▸ Stated task:
Output the first line of the listing and each line after it, up to and including the line that contains "</FormulaBar>", exactly as written, minus the pictures.

▸ Given information:

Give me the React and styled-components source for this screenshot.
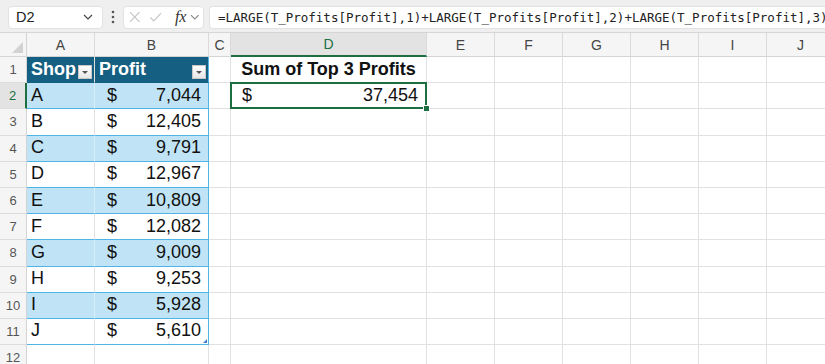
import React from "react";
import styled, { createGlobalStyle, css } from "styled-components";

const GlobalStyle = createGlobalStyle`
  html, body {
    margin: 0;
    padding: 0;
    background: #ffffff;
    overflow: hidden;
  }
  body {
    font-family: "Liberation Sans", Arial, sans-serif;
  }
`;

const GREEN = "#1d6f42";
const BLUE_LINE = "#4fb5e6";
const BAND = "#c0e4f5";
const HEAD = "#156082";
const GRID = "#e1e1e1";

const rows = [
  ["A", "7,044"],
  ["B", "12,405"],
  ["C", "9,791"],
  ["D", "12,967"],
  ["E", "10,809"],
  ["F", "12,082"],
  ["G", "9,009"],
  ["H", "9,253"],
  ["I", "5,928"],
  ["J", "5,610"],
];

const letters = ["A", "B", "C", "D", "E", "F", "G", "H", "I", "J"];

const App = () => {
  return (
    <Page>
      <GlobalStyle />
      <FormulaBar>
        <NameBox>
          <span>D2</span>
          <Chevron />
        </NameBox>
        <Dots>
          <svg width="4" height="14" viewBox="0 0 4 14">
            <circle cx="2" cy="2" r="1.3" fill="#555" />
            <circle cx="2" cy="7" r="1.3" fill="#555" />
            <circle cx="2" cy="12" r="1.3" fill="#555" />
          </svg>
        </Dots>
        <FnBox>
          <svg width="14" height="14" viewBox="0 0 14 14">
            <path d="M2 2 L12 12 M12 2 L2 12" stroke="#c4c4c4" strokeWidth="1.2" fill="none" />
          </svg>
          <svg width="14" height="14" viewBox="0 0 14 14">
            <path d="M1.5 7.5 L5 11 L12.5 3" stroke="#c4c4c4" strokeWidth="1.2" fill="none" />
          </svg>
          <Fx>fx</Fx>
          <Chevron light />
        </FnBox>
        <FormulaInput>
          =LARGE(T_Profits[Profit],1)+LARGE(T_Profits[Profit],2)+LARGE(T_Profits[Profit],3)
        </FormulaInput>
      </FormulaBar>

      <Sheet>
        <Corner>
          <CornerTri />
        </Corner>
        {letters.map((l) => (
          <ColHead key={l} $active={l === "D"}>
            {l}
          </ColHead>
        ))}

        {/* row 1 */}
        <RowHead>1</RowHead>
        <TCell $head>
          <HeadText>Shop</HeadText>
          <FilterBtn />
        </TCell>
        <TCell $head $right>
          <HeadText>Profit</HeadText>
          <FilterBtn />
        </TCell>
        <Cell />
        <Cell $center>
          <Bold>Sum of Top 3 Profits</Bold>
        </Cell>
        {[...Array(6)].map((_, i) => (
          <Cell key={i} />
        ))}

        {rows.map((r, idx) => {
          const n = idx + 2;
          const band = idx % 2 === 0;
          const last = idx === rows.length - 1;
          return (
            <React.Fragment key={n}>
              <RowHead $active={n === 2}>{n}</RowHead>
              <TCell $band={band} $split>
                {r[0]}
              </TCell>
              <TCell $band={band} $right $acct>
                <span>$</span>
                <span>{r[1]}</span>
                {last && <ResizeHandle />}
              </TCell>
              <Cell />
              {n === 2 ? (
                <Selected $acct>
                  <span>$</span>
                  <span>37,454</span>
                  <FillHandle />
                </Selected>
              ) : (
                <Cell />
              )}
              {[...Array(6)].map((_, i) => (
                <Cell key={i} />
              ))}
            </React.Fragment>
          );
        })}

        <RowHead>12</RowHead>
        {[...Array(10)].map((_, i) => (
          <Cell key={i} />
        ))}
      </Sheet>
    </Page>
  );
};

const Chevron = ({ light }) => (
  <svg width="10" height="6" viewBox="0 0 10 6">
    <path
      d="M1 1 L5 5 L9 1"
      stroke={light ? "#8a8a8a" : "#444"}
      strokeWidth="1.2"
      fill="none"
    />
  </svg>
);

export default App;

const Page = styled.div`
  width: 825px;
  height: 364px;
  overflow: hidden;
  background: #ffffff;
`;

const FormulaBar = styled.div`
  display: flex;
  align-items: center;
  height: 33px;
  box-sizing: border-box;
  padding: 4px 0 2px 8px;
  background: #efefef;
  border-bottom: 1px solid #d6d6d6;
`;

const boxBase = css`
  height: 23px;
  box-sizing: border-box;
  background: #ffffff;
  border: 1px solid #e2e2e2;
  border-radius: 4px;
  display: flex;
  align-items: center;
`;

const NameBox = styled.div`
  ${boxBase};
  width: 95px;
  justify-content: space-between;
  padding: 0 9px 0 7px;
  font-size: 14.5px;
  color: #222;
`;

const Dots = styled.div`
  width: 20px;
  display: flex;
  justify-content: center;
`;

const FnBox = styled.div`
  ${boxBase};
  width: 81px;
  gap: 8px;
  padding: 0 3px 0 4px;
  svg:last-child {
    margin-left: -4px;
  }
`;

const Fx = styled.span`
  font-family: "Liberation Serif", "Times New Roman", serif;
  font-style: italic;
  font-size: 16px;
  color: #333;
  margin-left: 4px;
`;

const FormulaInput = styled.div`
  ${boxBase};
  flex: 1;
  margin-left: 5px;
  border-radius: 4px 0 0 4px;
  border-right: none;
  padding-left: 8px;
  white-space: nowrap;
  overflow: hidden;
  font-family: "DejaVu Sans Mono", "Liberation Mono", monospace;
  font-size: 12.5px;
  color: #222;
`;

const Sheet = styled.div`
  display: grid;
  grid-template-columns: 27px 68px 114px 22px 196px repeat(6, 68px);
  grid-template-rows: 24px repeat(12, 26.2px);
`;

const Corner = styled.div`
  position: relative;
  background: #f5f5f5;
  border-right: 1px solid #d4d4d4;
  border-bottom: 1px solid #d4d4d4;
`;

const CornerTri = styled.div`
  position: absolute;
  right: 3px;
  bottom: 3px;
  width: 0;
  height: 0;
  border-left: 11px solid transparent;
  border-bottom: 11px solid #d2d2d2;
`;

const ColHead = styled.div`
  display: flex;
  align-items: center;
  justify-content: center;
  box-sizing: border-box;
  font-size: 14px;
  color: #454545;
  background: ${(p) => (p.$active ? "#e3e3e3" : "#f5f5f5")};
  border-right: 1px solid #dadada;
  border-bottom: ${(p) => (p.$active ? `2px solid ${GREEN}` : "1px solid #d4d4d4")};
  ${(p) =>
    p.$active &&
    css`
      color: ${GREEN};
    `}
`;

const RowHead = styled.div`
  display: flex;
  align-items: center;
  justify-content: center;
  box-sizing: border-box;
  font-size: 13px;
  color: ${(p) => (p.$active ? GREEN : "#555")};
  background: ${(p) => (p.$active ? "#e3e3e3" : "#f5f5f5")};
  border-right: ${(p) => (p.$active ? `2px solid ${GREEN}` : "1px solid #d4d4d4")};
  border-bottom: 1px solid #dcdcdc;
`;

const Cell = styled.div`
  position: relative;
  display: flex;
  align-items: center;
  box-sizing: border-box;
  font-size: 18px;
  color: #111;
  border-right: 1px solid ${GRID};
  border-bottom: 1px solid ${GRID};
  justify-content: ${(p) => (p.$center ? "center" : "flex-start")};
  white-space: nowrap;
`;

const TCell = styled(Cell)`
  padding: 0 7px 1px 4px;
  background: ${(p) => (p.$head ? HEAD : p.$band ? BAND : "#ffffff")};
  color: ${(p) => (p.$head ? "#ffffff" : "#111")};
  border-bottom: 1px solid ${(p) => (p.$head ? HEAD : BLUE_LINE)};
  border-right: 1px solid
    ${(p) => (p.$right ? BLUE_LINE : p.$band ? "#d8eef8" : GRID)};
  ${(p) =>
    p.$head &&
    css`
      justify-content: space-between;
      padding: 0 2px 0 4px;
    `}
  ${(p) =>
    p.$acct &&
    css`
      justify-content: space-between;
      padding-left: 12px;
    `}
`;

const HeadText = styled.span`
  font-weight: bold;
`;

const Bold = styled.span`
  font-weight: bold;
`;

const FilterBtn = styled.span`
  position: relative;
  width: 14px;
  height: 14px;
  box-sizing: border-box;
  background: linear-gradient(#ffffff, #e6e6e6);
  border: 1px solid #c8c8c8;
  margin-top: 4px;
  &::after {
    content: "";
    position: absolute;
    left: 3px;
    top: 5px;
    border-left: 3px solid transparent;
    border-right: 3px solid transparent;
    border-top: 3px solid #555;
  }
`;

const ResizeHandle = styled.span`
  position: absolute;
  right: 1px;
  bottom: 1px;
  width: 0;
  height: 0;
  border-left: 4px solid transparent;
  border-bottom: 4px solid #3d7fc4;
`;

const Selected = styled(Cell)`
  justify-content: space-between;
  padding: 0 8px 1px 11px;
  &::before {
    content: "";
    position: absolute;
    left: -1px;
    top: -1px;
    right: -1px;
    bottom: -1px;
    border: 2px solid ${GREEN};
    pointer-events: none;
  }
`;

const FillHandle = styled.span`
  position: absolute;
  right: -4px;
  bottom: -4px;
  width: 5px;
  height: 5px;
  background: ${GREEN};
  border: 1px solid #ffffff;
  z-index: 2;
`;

▸ Written solution:
Give me the React and styled-components source for this screenshot.
import React from "react";
import styled, { createGlobalStyle, css } from "styled-components";

const GlobalStyle = createGlobalStyle`
  html, body {
    margin: 0;
    padding: 0;
    background: #ffffff;
    overflow: hidden;
  }
  body {
    font-family: "Liberation Sans", Arial, sans-serif;
  }
`;

const GREEN = "#1d6f42";
const BLUE_LINE = "#4fb5e6";
const BAND = "#c0e4f5";
const HEAD = "#156082";
const GRID = "#e1e1e1";

const rows = [
  ["A", "7,044"],
  ["B", "12,405"],
  ["C", "9,791"],
  ["D", "12,967"],
  ["E", "10,809"],
  ["F", "12,082"],
  ["G", "9,009"],
  ["H", "9,253"],
  ["I", "5,928"],
  ["J", "5,610"],
];

const letters = ["A", "B", "C", "D", "E", "F", "G", "H", "I", "J"];

const App = () => {
  return (
    <Page>
      <GlobalStyle />
      <FormulaBar>
        <NameBox>
          <span>D2</span>
          <Chevron />
        </NameBox>
        <Dots>
          <svg width="4" height="14" viewBox="0 0 4 14">
            <circle cx="2" cy="2" r="1.3" fill="#555" />
            <circle cx="2" cy="7" r="1.3" fill="#555" />
            <circle cx="2" cy="12" r="1.3" fill="#555" />
          </svg>
        </Dots>
        <FnBox>
          <svg width="14" height="14" viewBox="0 0 14 14">
            <path d="M2 2 L12 12 M12 2 L2 12" stroke="#c4c4c4" strokeWidth="1.2" fill="none" />
          </svg>
          <svg width="14" height="14" viewBox="0 0 14 14">
            <path d="M1.5 7.5 L5 11 L12.5 3" stroke="#c4c4c4" strokeWidth="1.2" fill="none" />
          </svg>
          <Fx>fx</Fx>
          <Chevron light />
        </FnBox>
        <FormulaInput>
          =LARGE(T_Profits[Profit],1)+LARGE(T_Profits[Profit],2)+LARGE(T_Profits[Profit],3)
        </FormulaInput>
      </FormulaBar>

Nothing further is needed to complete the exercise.